Helium-rich samples have been discovered in UK coal seams, prompting speculation not only of a potential new source of the noble gas, but also that its presence might further enable the safe production of shale gas.
Scientists at the University of Edinburgh and the Scottish Universities Environmental Research Centre (SUERC) recently sampled deep methane gas from an exploratory coal bed methane field in central Scotland, and disused coal mines in central England.
To the intrigue and excitement of researchers, high levels of helium gas were found at each site.
The discovery has prompted speculation that, if these natural deposits are present in the right volume, it could open up a new helium play in the UK with large volumes of this valuable – and often hard to source – gas for commercial sale.
Phil Kornbluth, of Kornbluth Helium Consulting and also on the Editorial Advisory Board for gasworld (US Edition), cautioned that based upon initial reports only, it seems unlikely that there would be any implications as a future source of helium.
“Just because helium is detected, does not imply that there are commercial concentrations to be found.
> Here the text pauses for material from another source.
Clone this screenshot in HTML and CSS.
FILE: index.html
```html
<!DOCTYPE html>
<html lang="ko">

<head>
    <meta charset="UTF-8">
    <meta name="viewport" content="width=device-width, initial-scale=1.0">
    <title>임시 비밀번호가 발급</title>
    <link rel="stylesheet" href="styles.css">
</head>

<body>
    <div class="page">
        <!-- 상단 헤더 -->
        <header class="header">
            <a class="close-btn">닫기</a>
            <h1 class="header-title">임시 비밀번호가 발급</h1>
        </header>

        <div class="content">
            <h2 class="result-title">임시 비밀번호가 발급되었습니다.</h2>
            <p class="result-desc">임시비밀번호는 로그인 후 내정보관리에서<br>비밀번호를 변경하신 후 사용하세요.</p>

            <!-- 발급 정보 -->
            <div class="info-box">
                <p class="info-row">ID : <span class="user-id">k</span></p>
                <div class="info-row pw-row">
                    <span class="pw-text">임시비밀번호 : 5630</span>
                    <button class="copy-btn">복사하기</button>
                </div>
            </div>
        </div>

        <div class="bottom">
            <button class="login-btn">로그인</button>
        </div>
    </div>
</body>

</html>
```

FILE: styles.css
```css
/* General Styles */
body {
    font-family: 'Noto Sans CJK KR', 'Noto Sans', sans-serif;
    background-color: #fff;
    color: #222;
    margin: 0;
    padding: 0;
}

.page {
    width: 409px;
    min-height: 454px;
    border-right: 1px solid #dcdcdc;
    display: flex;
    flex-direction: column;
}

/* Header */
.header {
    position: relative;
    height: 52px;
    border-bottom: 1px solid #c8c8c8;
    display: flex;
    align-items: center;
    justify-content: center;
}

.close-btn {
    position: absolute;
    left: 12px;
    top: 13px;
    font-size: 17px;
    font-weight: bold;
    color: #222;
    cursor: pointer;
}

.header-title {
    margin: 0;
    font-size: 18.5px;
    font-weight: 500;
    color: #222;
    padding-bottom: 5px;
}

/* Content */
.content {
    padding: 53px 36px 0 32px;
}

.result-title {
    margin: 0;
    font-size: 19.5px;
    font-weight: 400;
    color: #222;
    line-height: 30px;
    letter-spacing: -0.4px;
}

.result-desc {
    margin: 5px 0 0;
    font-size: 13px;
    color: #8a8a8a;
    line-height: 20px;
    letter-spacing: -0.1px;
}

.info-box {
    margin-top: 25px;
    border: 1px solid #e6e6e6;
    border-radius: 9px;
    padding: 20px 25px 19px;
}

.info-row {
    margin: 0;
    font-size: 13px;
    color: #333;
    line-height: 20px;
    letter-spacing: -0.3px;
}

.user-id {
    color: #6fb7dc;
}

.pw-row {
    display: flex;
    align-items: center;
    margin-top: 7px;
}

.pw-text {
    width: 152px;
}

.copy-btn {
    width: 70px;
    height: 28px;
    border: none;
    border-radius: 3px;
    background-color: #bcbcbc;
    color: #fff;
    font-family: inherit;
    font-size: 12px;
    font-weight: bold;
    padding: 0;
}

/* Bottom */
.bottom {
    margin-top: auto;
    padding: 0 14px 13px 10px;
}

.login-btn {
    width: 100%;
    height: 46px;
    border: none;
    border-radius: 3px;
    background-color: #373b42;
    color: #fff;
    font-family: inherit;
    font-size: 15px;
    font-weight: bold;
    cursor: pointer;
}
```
In fact, shale gas is never felt to be a potential source of helium, because the shale rock is considered too porous to contain helium,” he explained.
The discovery has also promulgated the possibility that it could boost the production of shale or coal gas in the UK, as it could greatly enhance both the level of safety and, therefore, the public perception of such operations.
It’s thought that the presence of high helium levels could help to safely recover shale gas from underground sites, as any gas leaks from deep underground would be accompanies by a rise in helium levels in the surrounding groundwaters, which could be easily detectable.
Chemical testing for methane leaks at gas extraction sites could also be deployed, the combination of which might go a long way to addressing long held public concerns over perceived contamination risks or other related hazards.
The discovery and its body of research was published in Chemical Geology, and was supported by the Natural Environment Research Council, the Scottish Government, the University of Edinburgh, and SUERC.
Helium, often the subject of a fragile supply chain and period of shortage, has been added to the EU’s Critical Raw Materials List in recent weeks, among materials that are designated as such as risks of supply shortage and their impacts on the region’s economy are higher than those of most of the other raw materials.
It is hoped the list should help incentivise the European production of critical raw materials through enhancing recycling activities and, when necessary, to facilitate the launching of new mining activities. It also allows to better understand how the security of supply of raw materials can be achieved through supply diversification, from different geographical sources via extraction, recycling or substitution.